Un style de travail intuitif, difficile lorsqu’il s’agit de travailler à deux.
« Cela fait très longtemps que nous nous connaissons, Khalil et moi, que nous vivons ensemble, nous vivons les mêmes choses, lisons les mêmes livres, nous avons donc beaucoup de choses en commun, mais nous avons des fonctionnements très différents et nous appréhendons les choses de manières très différentes ». Et de préciser : « En travaillant, nous ne nous divisons pas les tâches, dans le sens qu’elles ne sont pas prédéfinies et précises d’avance. Nous essayons par contre de ne jamais avoir le sentiment d’accorder quelque chose à l’autre ; nous écrivons ensemble et préparons beaucoup avant de tourner. De même, nous travaillons beaucoup dans l’affrontement d’idées, ce qui ressemble au fait d’unifier deux individualités différentes ».

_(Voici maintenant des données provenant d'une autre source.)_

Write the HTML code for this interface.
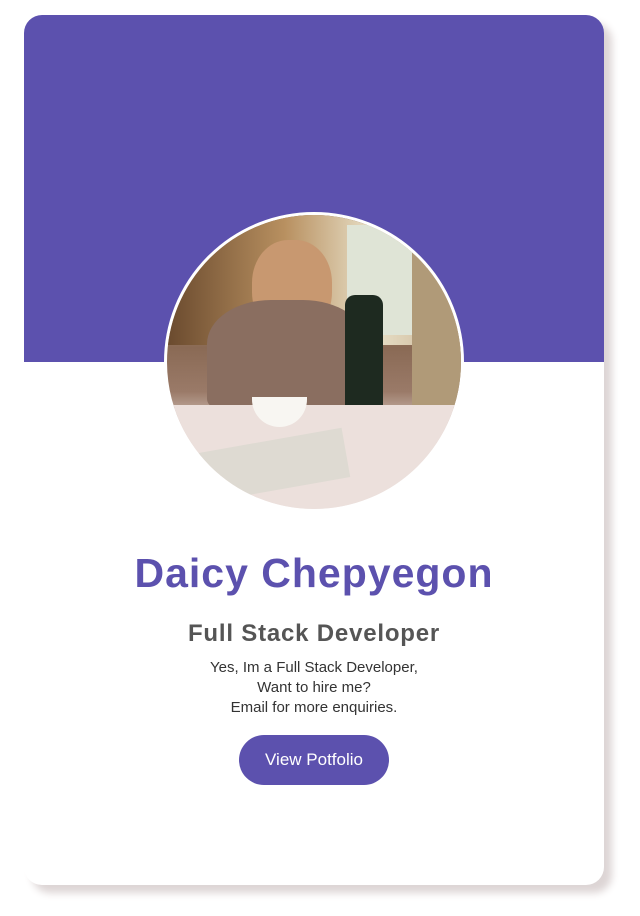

Ils sont également auteurs-concepteurs d’installations photographiques et vidéo. Pour Joana Hadjithomas, la pratique artistique ouvre la voie à une certaine profondeur dans la pratique cinématographique, et la pousse à aller au bout des choses et à raconter des histoires autrement.
« Le cinéma et le monde de l’art sont deux territoires très distincts. Nous avons voulu les rassembler dans des projets et des expositions d’arts plastiques afin de nous exprimer encore plus fortement. Pendant l’écriture d’un projet par exemple, un accident peut survenir qui va donner lieu à une interprétation, soit à travers une installation photographique ou bien un film de cinéma. Pour moi, une pratique nourrit l’autre ».
Avec 9 films à son actif, Joana Hadjithomas ne cesse de gagner du terrain sur la scène cinématographique tant régionale qu’internationale. De nouveaux projets ?
Bien sûr. Et pour elle, le Liban sera toujours le héros.
Jalons
1969 : Naissance à Beyrouth.
1999 : Projection de son premier film Autour de la maison rose.
2003 : Sortie de son premier court métrage, Cendres.
2008 : Sélection de son film Je veux voir au Festival de Cannes.
2015 : Membre de jury à la Cinéfondation.